The entire family worked in the store. Ruby remembers when her grandmother came to live with the Holland family; she brought with her a milk cow. Bantam chickens were raised in an enclosure underneath the feed store. The Holland children’s college education was paid for with eggs, milk and butter money that Josie Holland and Susie Pyatt saved by placing it in a jar earmarked for that very special purpose.

Ruby taught sixth grade in the Charlotte/Mecklenburg School System for 39 years. Harry served in the U.S. Army and was stationed in Korea for a period of time. He worked at Broyhill Furniture Company in the Rutherfordton and Marion plants for a total of 41 years. Upon reflection, Ruby says, “One of the things I am most grateful for is that I grew up in a family where we were taught to work, and if you needed something, you knew you had to work for it.

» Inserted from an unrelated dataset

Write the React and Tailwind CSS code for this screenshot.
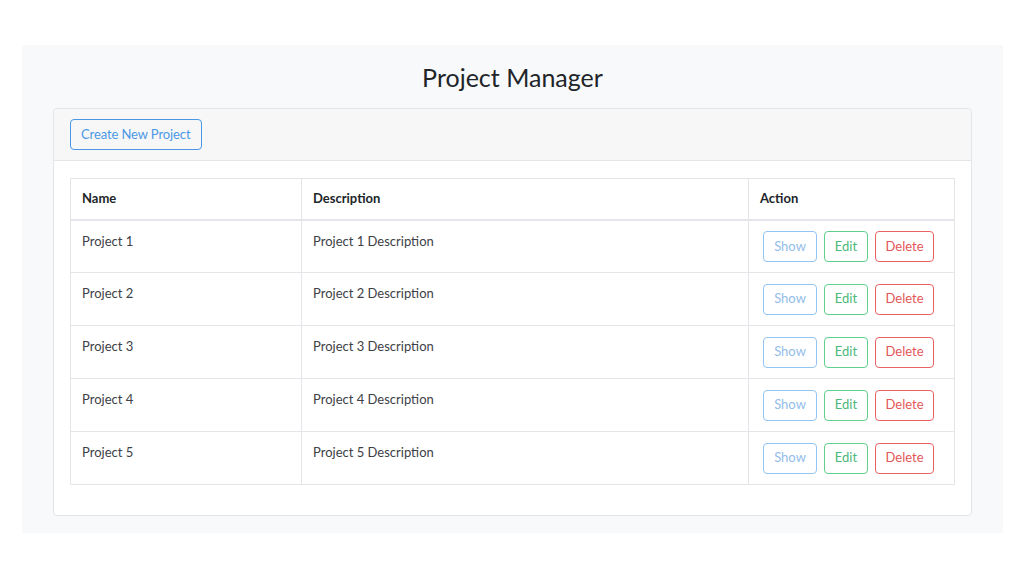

If you didn’t have the money for it, you didn’t need it.” This philosophy was taught in many homes and is reflected by the offspring of those families in McDowell County today as a result of those hard times.

Reid and Josie Holland were married for 65 years and both lived into their ninth decade. Everything was saved and used, with nothing being thrown away. The scraps Josie Holland saved from her dressmaking were used in her quilts. These particular scrap quilts were made using various scraps of fabric cut into wedges sewn together to form a hexagon, with a disk of red fabric appliquéd over the center points of the wedge. These quilts were made for warmth, but today are heirlooms to be treasured.

The Rural Heritage Quilt Trail is a part of the McDowell Quilt Trail and gives those that might have been considering hosting a block another avenue of obtaining a block if their building qualifies. This Rural Heritage Trail is funded by grant money coming from private and business contributions, raffle proceeds and other fundraising activities. The main goal of this trail is the preservation and promotion of the rural history of McDowell County by installing quilt blocks on barns and other farm-type buildings using the traditional quilt patterns used by quilters whose families farmed and lived off the land.